Confidential Information Protection and Statistical Efficiency Act of 2002
- Long title: An Act to protect the confidentiality of information acquired from the public for statistical purposes, and to permit the exchange of business data among designated statistical agencies for statistical purposes only.
- Acronyms (colloquial): CIPSEA
- Nicknames: E-Government Act of 2002
- Enacted by: the 107th United States Congress
- Effective: December 17, 2002

Citations
- Public law: 107-347
- Statutes at Large: 116 Stat. 2899 aka 116 Stat. 2962

Codification
- Titles amended: 44 U.S.C.: Public Printing and Documents
- U.S.C. sections amended: 44 U.S.C. ch. 35, subch. I § 3501 et seq.

Legislative history
- Introduced in the House as H.R. 5215 by Steve Horn (R–CA) on July 25, 2002; Committee consideration by House Government Reform; Passed the House on November 15, 2002 (passed without objection); Passed the Senate on November 15, 2002 (passed unanimous consent); Signed into law by President George W. Bush on December 17, 2002;

= Confidential Information Protection and Statistical Efficiency Act =

US federal law concerning data collection

The Confidential Information Protection and Statistical Efficiency Act, ("CIPSEA"), is a United States federal law enacted in 2002 as Title V of the E-Government Act of 2002 (, ).
==Purpose==
CIPSEA establishes uniform confidentiality protections for information collected for statistical purposes by U.S. statistical agencies, and it allows some data sharing between the Bureau of Labor Statistics, Bureau of Economic Analysis, and Census Bureau. The agencies report to OMB on particular actions related to confidentiality and data sharing.

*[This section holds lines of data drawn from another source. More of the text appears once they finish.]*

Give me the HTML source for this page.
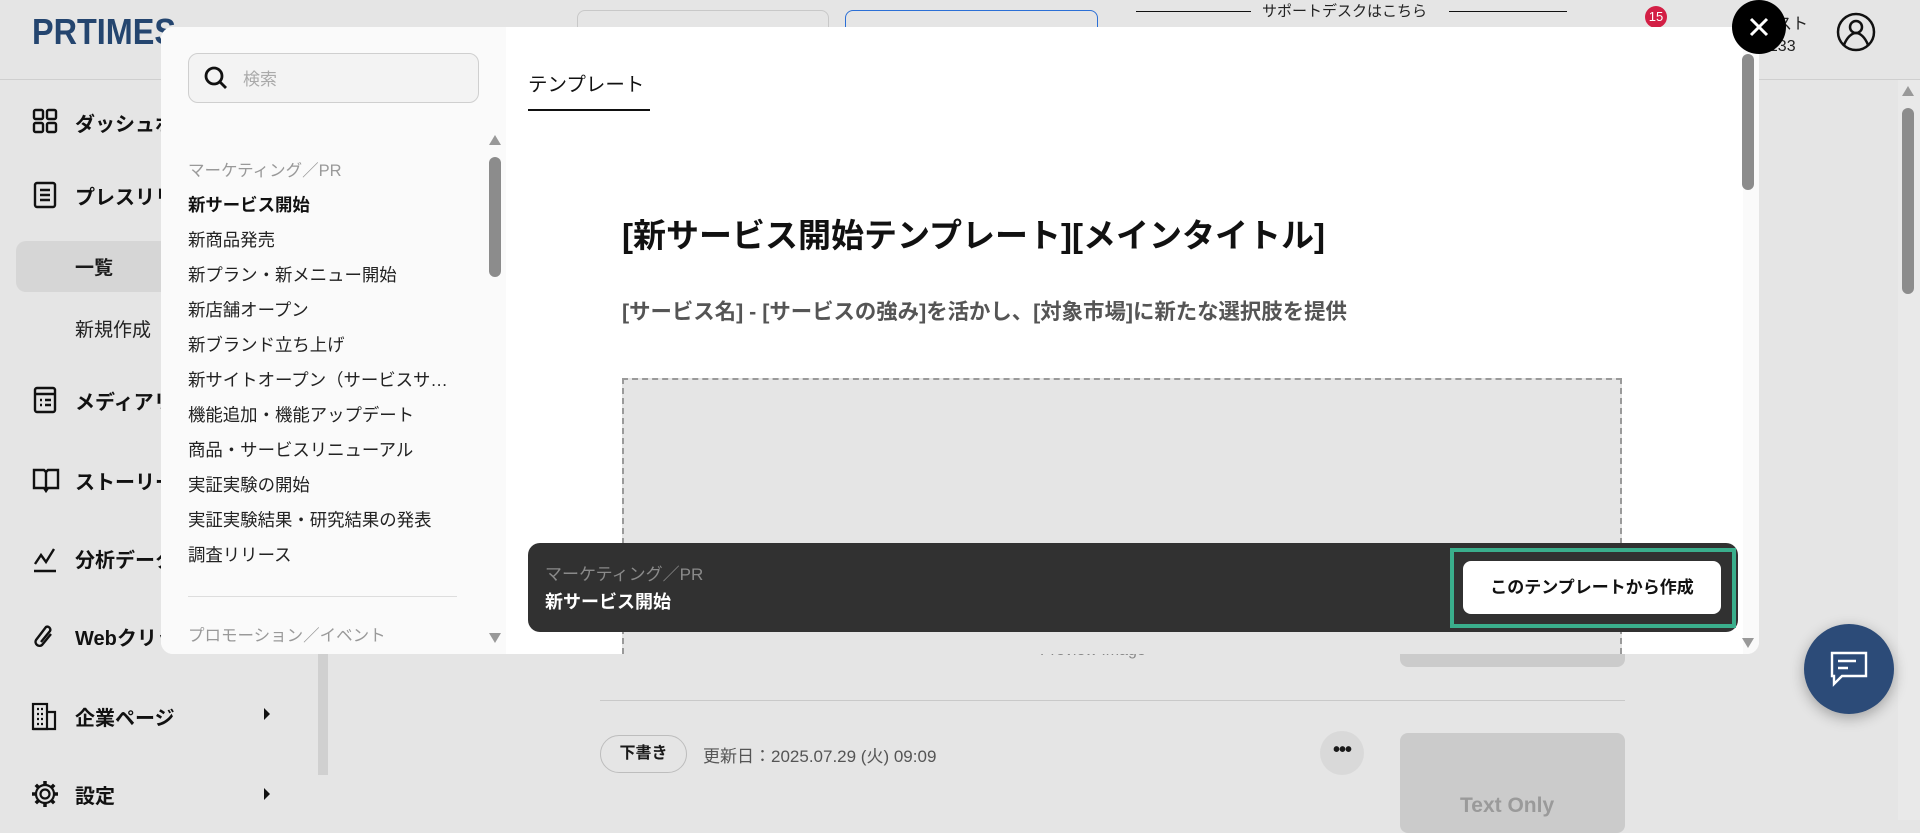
<!DOCTYPE html>
<html><head><meta charset="utf-8"><style>
*{box-sizing:border-box;margin:0;padding:0}
body{width:1920px;height:820px;overflow:hidden;background:#e5e5e5;font-family:"Liberation Sans","Noto Sans CJK JP",sans-serif;position:relative;color:#1a1a1a}
.a{position:absolute}
.side-item{position:absolute;left:45px;font-size:20px;font-weight:bold;color:#111;white-space:nowrap}
.side-item svg{position:absolute;left:-12px;top:0}
.li{position:absolute;left:188px;font-size:17.4px;color:#222;white-space:nowrap}
</style></head><body>
<!-- header -->
<div class="a" style="left:0;top:79px;width:1920px;height:1px;background:#cfcfcf"></div>
<div class="a" style="left:32px;top:11px;font-size:36px;font-weight:900;color:#24456f;letter-spacing:0px;transform:scaleX(0.9);transform-origin:left">PRTIMES</div>
<div class="a" style="left:577px;top:10px;width:252px;height:50px;border:1px solid #c8c8c8;border-radius:8px"></div>
<div class="a" style="left:845px;top:10px;width:253px;height:50px;border:1px solid #2b6fd6;border-radius:8px"></div>
<div class="a" style="left:1136px;top:11px;width:115px;height:1px;background:#111"></div>
<div class="a" style="left:1449px;top:11px;width:118px;height:1px;background:#111"></div>
<div class="a" style="left:1262px;top:0;font-size:15px;color:#222">サポートデスクはこちら</div>
<div class="a" style="left:1645px;top:6px;width:22px;height:22px;border-radius:50%;background:#d31f45;color:#fff;font-size:13px;text-align:center;line-height:22px">15</div>
<div class="a" style="left:1776px;top:10px;font-size:16px;color:#222">スト</div>
<div class="a" style="left:1760px;top:38px;font-size:16px;color:#222">0133</div>
<svg class="a" style="left:1836px;top:12px" width="40" height="40" viewBox="0 0 40 40" fill="none" stroke="#111" stroke-width="2.5"><circle cx="20" cy="20" r="18"/><circle cx="20" cy="15" r="6"/><path d="M8 33c3-8 8-12 12-12s9 4 12 12"/></svg>
<!-- page scrollbar -->
<div class="a" style="left:1898px;top:80px;width:22px;height:740px;background:#e9e9e9"></div>
<div class="a" style="left:1902px;top:86px;width:0;height:0;border-bottom:10px solid #999;border-left:6px solid transparent;border-right:6px solid transparent"></div>
<div class="a" style="left:1902px;top:108px;width:12px;height:186px;border-radius:6px;background:#8c8c8c"></div>
<!-- sidebar -->
<div class="a" style="left:318px;top:80px;width:10px;height:695px;background:#d0d0d0"></div>
<div class="side-item" style="top:108px;left:75px"><svg style="left:-43px;top:0" width="26" height="26" viewBox="0 0 26 26" fill="none" stroke="#111" stroke-width="2.4"><rect x="2" y="2" width="9" height="9" rx="1.5"/><rect x="15" y="2" width="9" height="9" rx="1.5"/><rect x="2" y="15" width="9" height="9" rx="1.5"/><rect x="15" y="15" width="9" height="9" rx="1.5"/></svg>ダッシュボード</div>
<div class="side-item" style="top:181px;left:75px"><svg style="left:-43px;top:0" width="26" height="28" viewBox="0 0 26 28" fill="none" stroke="#111" stroke-width="2.4"><rect x="3" y="2" width="20" height="24" rx="2"/><path d="M8 9h10M8 14h10M8 19h10"/></svg>プレスリリース</div>
<div class="a" style="left:16px;top:241px;width:400px;height:51px;border-radius:10px;background:#d6d6d6"></div>
<div class="a" style="left:75px;top:253px;font-size:19px;font-weight:bold">一覧</div>
<div class="a" style="left:75px;top:315px;font-size:19px;color:#222">新規作成</div>
<div class="side-item" style="top:386px;left:75px"><svg style="left:-43px;top:0" width="26" height="28" viewBox="0 0 26 28" fill="none" stroke="#111" stroke-width="2.4"><rect x="3" y="2" width="20" height="24" rx="2"/><path d="M3 8h20M8 14h2M13 14h6M8 19h2M13 19h6"/></svg>メディアリスト</div>
<div class="side-item" style="top:466px;left:75px"><svg style="left:-43px;top:0" width="28" height="28" viewBox="0 0 28 28" fill="none" stroke="#111" stroke-width="2.4"><path d="M2 4h10l2 2 2-2h10v18H16l-2 3-2-3H2z"/><path d="M14 6v19"/></svg>ストーリー</div>
<div class="side-item" style="top:544px;left:75px"><svg style="left:-43px;top:0" width="26" height="30" viewBox="0 0 26 30" fill="none" stroke="#111" stroke-width="2.4"><path d="M3 20l6-9 5 7 8-13"/><path d="M2 27h22"/></svg>分析データ</div>
<div class="side-item" style="top:622px;left:75px"><svg style="left:-44px;top:0" width="26" height="30" viewBox="0 0 26 30" fill="none" stroke="#111" stroke-width="2.4"><path d="M20 12l-9 11a4 4 0 01-6-5l10-13a3 3 0 014 4l-9 11"/></svg>Webクリッピング</div>
<div class="side-item" style="top:702px;left:75px"><svg style="left:-44px;top:0" width="26" height="30" viewBox="0 0 26 30" fill="none" stroke="#111" stroke-width="2.2"><rect x="2" y="2" width="14" height="25"/><path d="M16 10h8v17H2M6 7h2M10 7h2M6 12h2M10 12h2M6 17h2M10 17h2M6 22h2M10 22h2"/></svg>企業ページ</div>
<div class="a" style="left:264px;top:708px;width:0;height:0;border-left:6px solid #111;border-top:6px solid transparent;border-bottom:6px solid transparent"></div>
<div class="side-item" style="top:780px;left:75px"><svg style="left:-44px;top:0" width="28" height="28" viewBox="0 0 28 28" fill="none" stroke="#111" stroke-width="2.2"><circle cx="14" cy="14" r="4.5"/><circle cx="14" cy="14" r="9"/><path d="M14 1v4M14 23v4M1 14h4M23 14h4M4.8 4.8l2.8 2.8M20.4 20.4l2.8 2.8M4.8 23.2l2.8-2.8M20.4 7.6l2.8-2.8" stroke-width="3.5"/></svg>設定</div>
<div class="a" style="left:264px;top:788px;width:0;height:0;border-left:6px solid #111;border-top:6px solid transparent;border-bottom:6px solid transparent"></div>
<!-- main content behind -->
<div class="a" style="left:1400px;top:620px;width:225px;height:47px;border-radius:0 0 8px 8px;background:#cbcbcb"></div>
<div class="a" style="left:1040px;top:642px;font-size:16px;color:#888">Preview Image</div>
<div class="a" style="left:600px;top:700px;width:1025px;height:1px;background:#c9c9c9"></div>
<div class="a" style="left:600px;top:735px;width:87px;height:38px;border:1px solid #bdbdbd;border-radius:19px;font-size:16px;font-weight:bold;text-align:center;line-height:36px">下書き</div>
<div class="a" style="left:703px;top:742px;font-size:17px;color:#555">更新日：2025.07.29 (火) 09:09</div>
<div class="a" style="left:1320px;top:731px;width:44px;height:44px;border-radius:50%;background:#d9d9d9;text-align:center;line-height:38px;font-size:20px;font-weight:bold;letter-spacing:-1px">•••</div>
<div class="a" style="left:1400px;top:733px;width:225px;height:100px;border-radius:8px;background:#cbcbcb"></div>
<div class="a" style="left:1460px;top:794px;font-size:21px;font-weight:bold;color:#9a9a9a">Text Only</div>
<!-- chat button -->
<div class="a" style="left:1804px;top:624px;width:90px;height:90px;border-radius:50%;background:#2c4b78;box-shadow:0 4px 14px rgba(0,0,0,.3)"></div>
<svg class="a" style="left:1828px;top:648px" width="42" height="42" viewBox="0 0 42 42" fill="none" stroke="#fff" stroke-width="2.4"><path d="M4 5h34v23H14l-8 8v-8H4z"/><path d="M10 13h18M10 20h10"/></svg>
<!-- modal -->
<div class="a" style="left:161px;top:27px;width:1598px;height:627px;border-radius:12px;background:#fff;overflow:hidden">
  <div class="a" style="left:0;top:0;width:345px;height:627px;background:#fafafa"></div>
  <div class="a" style="left:1582px;top:0;width:16px;height:627px;background:#fafafa"></div>
</div>
<div class="a" style="left:188px;top:53px;width:291px;height:50px;border:1px solid #cfcfcf;border-radius:10px;background:#f3f3f3"></div>
<svg class="a" style="left:203px;top:65px" width="26" height="26" viewBox="0 0 26 26" fill="none" stroke="#111" stroke-width="2.8"><circle cx="11" cy="11" r="8"/><path d="M17 17l6 6"/></svg>
<div class="a" style="left:243px;top:65px;font-size:17px;color:#aaa">検索</div>
<!-- left scrollbar -->
<div class="a" style="left:489px;top:135px;width:0;height:0;border-bottom:10px solid #999;border-left:6px solid transparent;border-right:6px solid transparent"></div>
<div class="a" style="left:489px;top:157px;width:12px;height:120px;border-radius:6px;background:#8c8c8c"></div>
<div class="a" style="left:489px;top:633px;width:0;height:0;border-top:10px solid #999;border-left:6px solid transparent;border-right:6px solid transparent"></div>
<div class="li" style="top:157px;font-size:16.5px;color:#999">マーケティング／PR</div>
<div class="li" style="top:192px;font-weight:bold;color:#111">新サービス開始</div>
<div class="li" style="top:227px">新商品発売</div>
<div class="li" style="top:262px">新プラン・新メニュー開始</div>
<div class="li" style="top:297px">新店舗オープン</div>
<div class="li" style="top:332px">新ブランド立ち上げ</div>
<div class="li" style="top:367px">新サイトオープン（サービスサ…</div>
<div class="li" style="top:402px">機能追加・機能アップデート</div>
<div class="li" style="top:437px">商品・サービスリニューアル</div>
<div class="li" style="top:472px">実証実験の開始</div>
<div class="li" style="top:507px">実証実験結果・研究結果の発表</div>
<div class="li" style="top:542px">調査リリース</div>
<div class="a" style="left:188px;top:596px;width:269px;height:1px;background:#ddd"></div>
<div class="li" style="top:622px;font-size:16.5px;color:#999">プロモーション／イベント</div>
<!-- right content -->
<div class="a" style="left:528px;top:68px;font-size:19.5px;color:#111">テンプレート</div>
<div class="a" style="left:528px;top:109px;width:122px;height:2px;background:#111"></div>
<div class="a" style="left:622px;top:209px;font-size:33px;font-weight:bold;color:#111">[新サービス開始テンプレート][メインタイトル]</div>
<div class="a" style="left:622px;top:295px;font-size:21.4px;font-weight:bold;color:#555">[サービス名] - [サービスの強み]を活かし、[対象市場]に新たな選択肢を提供</div>
<div class="a" style="left:622px;top:378px;width:1000px;height:276px;border:2px dashed #9a9a9a;border-bottom:none;background:#e5e5e5"></div>
<div class="a" style="left:1742px;top:54px;width:12px;height:136px;border-radius:6px;background:#8c8c8c"></div>
<div class="a" style="left:1742px;top:638px;width:0;height:0;border-top:10px solid #999;border-left:6px solid transparent;border-right:6px solid transparent"></div>
<!-- dark bar -->
<div class="a" style="left:528px;top:543px;width:1210px;height:89px;border-radius:12px;background:#313131"></div>
<div class="a" style="left:545px;top:560px;font-size:17px;color:#8a8a8a">マーケティング／PR</div>
<div class="a" style="left:545px;top:588px;font-size:18px;font-weight:bold;color:#fff">新サービス開始</div>
<div class="a" style="left:1450px;top:548px;width:286px;height:80px;border:4px solid #3aae8c"></div>
<div class="a" style="left:1463px;top:561px;width:258px;height:53px;border-radius:8px;background:#fff;font-size:17px;font-weight:bold;color:#111;text-align:center;line-height:53px">このテンプレートから作成</div>
<!-- close -->
<div class="a" style="left:1732px;top:0;width:54px;height:54px;border-radius:50%;background:#000"></div>
<svg class="a" style="left:1748px;top:16px" width="22" height="22" viewBox="0 0 22 22" stroke="#fff" stroke-width="3"><path d="M3 3l16 16M19 3L3 19"/></svg>
</body></html>
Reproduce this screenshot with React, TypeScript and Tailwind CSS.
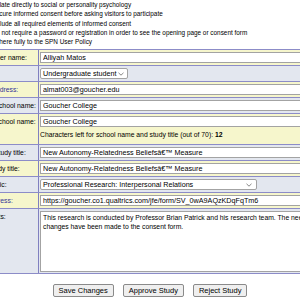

The law gives the agencies standardized approaches to protecting information from respondents so that it will not be exposed in ways that lead to inappropriate or surprising identification of the respondent. By default the respondent's data is used for statistical purposes only. If the respondent gives informed consent, the data can be put to some other use.
==Statistical implications==
CIPSEA did not give the statistical agencies new opportunities to use federal data on business taxes in combination with the other sources for statistical purposes. Such data is protected by Title 26 and new laws would be required to enable the other agencies to use such data, which could help them improve the classifications of business into industries and thus improve the accuracy of industry statistics. Later proposals address this prospect.

A reauthorization of CIPSEA in 2018-19 gave the statistical agencies more opportunities to use administrative data for statistical purposes, and required them to more deeply analyze risks to privacy and confidentiality of respondents.